How will state aid work after Brexit?
Presently the EU governs state aid, such as block exemptions like the Agricultural Block Exemption Regulation and the Fisheries Block Exemption Regulation. Following a no-deal Brexit, the UK will create a subsidy control framework that will be overseen by the Competition and Markets Authority.
EU state aid rules will be transposed into UK legislation under the European Union (Withdrawal) Act and this will apply to all businesses operating in the UK, whether they’re UK, EU or third-country based. UK legislation will mirror existing block exemptions.
Preparing a small business for Brexit
A successful Brexit process for any business will be one in which solid cash flow and productivity are as little impacted as possible. While it’s true that there is little, if any, practical preparation that can be undertaken immediately by businesses right now until negotiations are complete and the Withdrawal Agreement is published later in 2018, ensuring you always understand the basics of VAT and your import and export position is sound advice regardless of the situation.

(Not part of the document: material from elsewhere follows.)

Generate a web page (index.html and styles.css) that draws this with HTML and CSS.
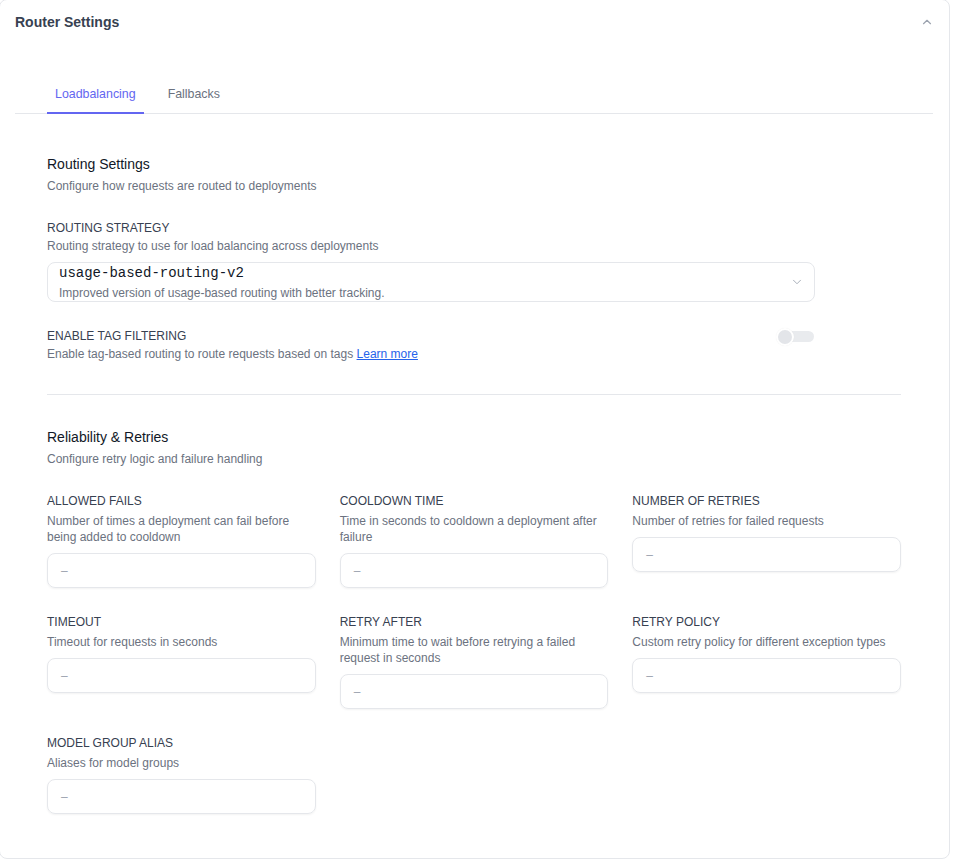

You should read the full details of the existing technical notes, and perhaps even research how the EU currently conducts trade with third countries. The official website of the EU is Europa.eu, and its “Life and Business in the EU” pages contain a lot of information.
Similarly, if your business conducts trade with specific European countries then you might research how they handle customs declarations, duties and VAT payments for non-EU countries. Some countries have already started sharing information in preparation for Brexit, such as Ireland’s Department of Foreign Affairs and Trade.
If your business moves goods across the UK/EU border, you might consider making initial enquiries with a customs broker, freight forwarder or logistics provider.
If nothing else, those involved in the industry are sure to have a better understanding of any regulations within the eventual Withdrawal Agreement and their services are likely to be very heavily subscribed in the event of a no-deal Brexit scenario – so establishing contact sooner rather than later might pay benefits.